**The problem**
Please output every line of the material as it stands, without the pictures.

**Data provided**
§ §

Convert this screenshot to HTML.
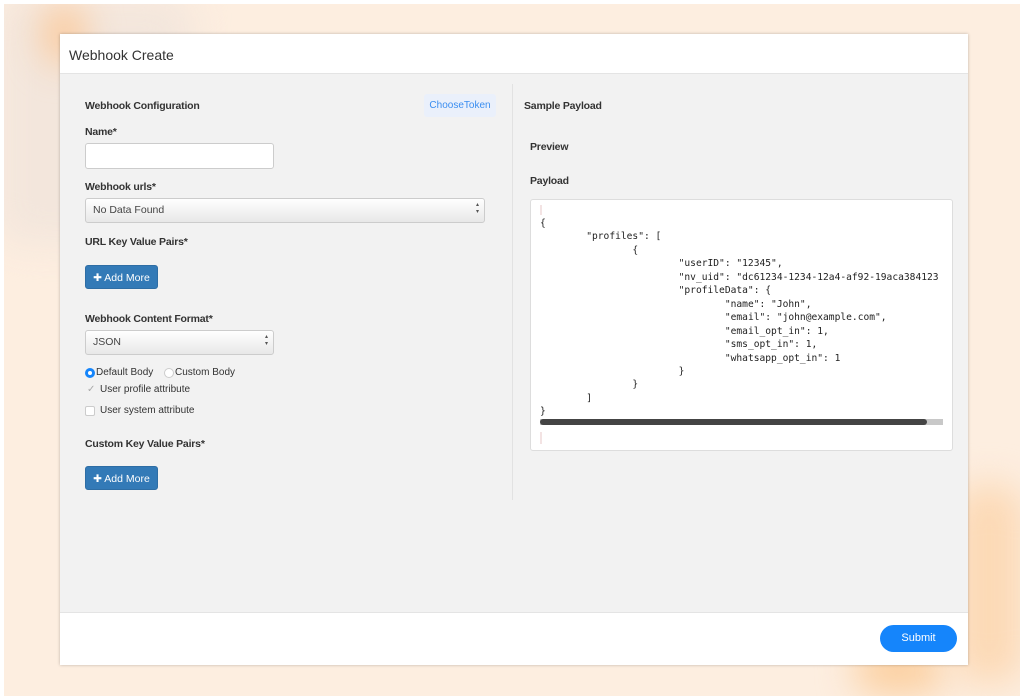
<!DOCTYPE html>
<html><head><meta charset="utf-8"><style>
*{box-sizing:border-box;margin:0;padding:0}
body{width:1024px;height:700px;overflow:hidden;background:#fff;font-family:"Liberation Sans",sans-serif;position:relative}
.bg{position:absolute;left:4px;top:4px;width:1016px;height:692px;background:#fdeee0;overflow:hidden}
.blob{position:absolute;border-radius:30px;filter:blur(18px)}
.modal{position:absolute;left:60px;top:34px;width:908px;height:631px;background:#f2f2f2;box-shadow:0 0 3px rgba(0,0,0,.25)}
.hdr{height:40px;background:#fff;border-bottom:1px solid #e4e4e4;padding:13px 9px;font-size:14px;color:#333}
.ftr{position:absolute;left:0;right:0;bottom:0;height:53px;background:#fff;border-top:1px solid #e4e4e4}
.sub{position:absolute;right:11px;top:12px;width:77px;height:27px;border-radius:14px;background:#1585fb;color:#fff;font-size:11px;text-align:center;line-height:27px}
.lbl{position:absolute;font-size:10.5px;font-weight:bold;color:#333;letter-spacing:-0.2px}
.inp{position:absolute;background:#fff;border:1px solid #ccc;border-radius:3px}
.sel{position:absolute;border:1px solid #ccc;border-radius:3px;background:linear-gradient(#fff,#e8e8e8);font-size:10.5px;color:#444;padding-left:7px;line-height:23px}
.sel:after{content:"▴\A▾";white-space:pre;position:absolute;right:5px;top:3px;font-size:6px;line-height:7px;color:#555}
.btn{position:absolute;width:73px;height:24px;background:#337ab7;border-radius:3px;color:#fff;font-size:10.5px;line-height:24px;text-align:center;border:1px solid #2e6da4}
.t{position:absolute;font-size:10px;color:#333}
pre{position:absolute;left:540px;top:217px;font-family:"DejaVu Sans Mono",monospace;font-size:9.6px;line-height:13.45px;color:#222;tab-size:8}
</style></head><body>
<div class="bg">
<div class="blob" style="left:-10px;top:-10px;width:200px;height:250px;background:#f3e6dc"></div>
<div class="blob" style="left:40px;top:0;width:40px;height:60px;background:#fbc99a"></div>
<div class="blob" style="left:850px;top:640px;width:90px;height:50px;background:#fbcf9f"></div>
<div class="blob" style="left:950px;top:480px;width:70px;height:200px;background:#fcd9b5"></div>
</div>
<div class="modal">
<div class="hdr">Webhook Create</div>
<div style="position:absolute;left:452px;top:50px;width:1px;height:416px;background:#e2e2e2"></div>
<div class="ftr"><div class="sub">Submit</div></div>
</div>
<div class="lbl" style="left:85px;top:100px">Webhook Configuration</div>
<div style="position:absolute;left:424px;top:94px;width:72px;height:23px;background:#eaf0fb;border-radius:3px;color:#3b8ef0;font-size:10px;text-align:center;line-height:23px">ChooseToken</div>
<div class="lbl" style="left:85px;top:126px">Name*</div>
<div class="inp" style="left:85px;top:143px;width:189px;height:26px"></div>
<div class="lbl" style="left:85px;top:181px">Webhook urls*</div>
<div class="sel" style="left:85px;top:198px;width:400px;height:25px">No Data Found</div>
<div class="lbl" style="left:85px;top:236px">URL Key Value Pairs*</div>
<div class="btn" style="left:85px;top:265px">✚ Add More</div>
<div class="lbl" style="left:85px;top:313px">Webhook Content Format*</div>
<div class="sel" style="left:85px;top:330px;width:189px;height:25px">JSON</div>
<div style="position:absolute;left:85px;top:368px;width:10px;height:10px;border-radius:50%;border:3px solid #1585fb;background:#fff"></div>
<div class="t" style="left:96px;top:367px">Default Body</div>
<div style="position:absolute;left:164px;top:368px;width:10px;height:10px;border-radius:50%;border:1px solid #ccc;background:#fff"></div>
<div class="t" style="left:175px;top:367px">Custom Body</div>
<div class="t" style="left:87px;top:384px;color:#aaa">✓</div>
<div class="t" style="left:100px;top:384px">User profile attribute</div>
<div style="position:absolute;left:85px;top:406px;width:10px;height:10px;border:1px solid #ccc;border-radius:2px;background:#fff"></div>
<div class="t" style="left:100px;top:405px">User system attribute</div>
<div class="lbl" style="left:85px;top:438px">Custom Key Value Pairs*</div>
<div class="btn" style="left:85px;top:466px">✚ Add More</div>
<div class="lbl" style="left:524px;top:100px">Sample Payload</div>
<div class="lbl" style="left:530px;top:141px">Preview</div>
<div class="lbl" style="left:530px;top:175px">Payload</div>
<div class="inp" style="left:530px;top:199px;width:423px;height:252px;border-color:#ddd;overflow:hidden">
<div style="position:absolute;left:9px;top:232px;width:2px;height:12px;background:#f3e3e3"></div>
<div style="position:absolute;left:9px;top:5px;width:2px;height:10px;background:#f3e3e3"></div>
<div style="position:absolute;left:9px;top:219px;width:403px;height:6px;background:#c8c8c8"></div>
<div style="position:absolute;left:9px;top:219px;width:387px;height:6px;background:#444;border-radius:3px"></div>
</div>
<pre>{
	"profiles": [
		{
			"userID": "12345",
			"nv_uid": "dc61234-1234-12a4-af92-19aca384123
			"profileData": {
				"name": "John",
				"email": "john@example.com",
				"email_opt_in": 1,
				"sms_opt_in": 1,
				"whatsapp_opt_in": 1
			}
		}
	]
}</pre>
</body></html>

§ §

**Result for this task**
Convert this screenshot to HTML.
<!DOCTYPE html>
<html><head><meta charset="utf-8"><style>
*{box-sizing:border-box;margin:0;padding:0}
body{width:1024px;height:700px;overflow:hidden;background:#fff;font-family:"Liberation Sans",sans-serif;position:relative}
.bg{position:absolute;left:4px;top:4px;width:1016px;height:692px;background:#fdeee0;overflow:hidden}
.blob{position:absolute;border-radius:30px;filter:blur(18px)}
.modal{position:absolute;left:60px;top:34px;width:908px;height:631px;background:#f2f2f2;box-shadow:0 0 3px rgba(0,0,0,.25)}
.hdr{height:40px;background:#fff;border-bottom:1px solid #e4e4e4;padding:13px 9px;font-size:14px;color:#333}
.ftr{position:absolute;left:0;right:0;bottom:0;height:53px;background:#fff;border-top:1px solid #e4e4e4}
.sub{position:absolute;right:11px;top:12px;width:77px;height:27px;border-radius:14px;background:#1585fb;color:#fff;font-size:11px;text-align:center;line-height:27px}
.lbl{position:absolute;font-size:10.5px;font-weight:bold;color:#333;letter-spacing:-0.2px}
.inp{position:absolute;background:#fff;border:1px solid #ccc;border-radius:3px}
.sel{position:absolute;border:1px solid #ccc;border-radius:3px;background:linear-gradient(#fff,#e8e8e8);font-size:10.5px;color:#444;padding-left:7px;line-height:23px}
.sel:after{content:"▴\A▾";white-space:pre;position:absolute;right:5px;top:3px;font-size:6px;line-height:7px;color:#555}
.btn{position:absolute;width:73px;height:24px;background:#337ab7;border-radius:3px;color:#fff;font-size:10.5px;line-height:24px;text-align:center;border:1px solid #2e6da4}
.t{position:absolute;font-size:10px;color:#333}
pre{position:absolute;left:540px;top:217px;font-family:"DejaVu Sans Mono",monospace;font-size:9.6px;line-height:13.45px;color:#222;tab-size:8}
</style></head><body>
<div class="bg">
<div class="blob" style="left:-10px;top:-10px;width:200px;height:250px;background:#f3e6dc"></div>
<div class="blob" style="left:40px;top:0;width:40px;height:60px;background:#fbc99a"></div>
<div class="blob" style="left:850px;top:640px;width:90px;height:50px;background:#fbcf9f"></div>
<div class="blob" style="left:950px;top:480px;width:70px;height:200px;background:#fcd9b5"></div>
</div>
<div class="modal">
<div class="hdr">Webhook Create</div>
<div style="position:absolute;left:452px;top:50px;width:1px;height:416px;background:#e2e2e2"></div>
<div class="ftr"><div class="sub">Submit</div></div>
</div>
<div class="lbl" style="left:85px;top:100px">Webhook Configuration</div>
<div style="position:absolute;left:424px;top:94px;width:72px;height:23px;background:#eaf0fb;border-radius:3px;color:#3b8ef0;font-size:10px;text-align:center;line-height:23px">ChooseToken</div>
<div class="lbl" style="left:85px;top:126px">Name*</div>
<div class="inp" style="left:85px;top:143px;width:189px;height:26px"></div>
<div class="lbl" style="left:85px;top:181px">Webhook urls*</div>
<div class="sel" style="left:85px;top:198px;width:400px;height:25px">No Data Found</div>
<div class="lbl" style="left:85px;top:236px">URL Key Value Pairs*</div>
<div class="btn" style="left:85px;top:265px">✚ Add More</div>
<div class="lbl" style="left:85px;top:313px">Webhook Content Format*</div>
<div class="sel" style="left:85px;top:330px;width:189px;height:25px">JSON</div>
<div style="position:absolute;left:85px;top:368px;width:10px;height:10px;border-radius:50%;border:3px solid #1585fb;background:#fff"></div>
<div class="t" style="left:96px;top:367px">Default Body</div>
<div style="position:absolute;left:164px;top:368px;width:10px;height:10px;border-radius:50%;border:1px solid #ccc;background:#fff"></div>
<div class="t" style="left:175px;top:367px">Custom Body</div>
<div class="t" style="left:87px;top:384px;color:#aaa">✓</div>
<div class="t" style="left:100px;top:384px">User profile attribute</div>
<div style="position:absolute;left:85px;top:406px;width:10px;height:10px;border:1px solid #ccc;border-radius:2px;background:#fff"></div>
<div class="t" style="left:100px;top:405px">User system attribute</div>
<div class="lbl" style="left:85px;top:438px">Custom Key Value Pairs*</div>
<div class="btn" style="left:85px;top:466px">✚ Add More</div>
<div class="lbl" style="left:524px;top:100px">Sample Payload</div>
<div class="lbl" style="left:530px;top:141px">Preview</div>
<div class="lbl" style="left:530px;top:175px">Payload</div>
<div class="inp" style="left:530px;top:199px;width:423px;height:252px;border-color:#ddd;overflow:hidden">
<div style="position:absolute;left:9px;top:232px;width:2px;height:12px;background:#f3e3e3"></div>
<div style="position:absolute;left:9px;top:5px;width:2px;height:10px;background:#f3e3e3"></div>
<div style="position:absolute;left:9px;top:219px;width:403px;height:6px;background:#c8c8c8"></div>
<div style="position:absolute;left:9px;top:219px;width:387px;height:6px;background:#444;border-radius:3px"></div>
</div>
<pre>{
	"profiles": [
		{
			"userID": "12345",
			"nv_uid": "dc61234-1234-12a4-af92-19aca384123
			"profileData": {
				"name": "John",
				"email": "john@example.com",
				"email_opt_in": 1,
				"sms_opt_in": 1,
				"whatsapp_opt_in": 1
			}
		}
	]
}</pre>
</body></html>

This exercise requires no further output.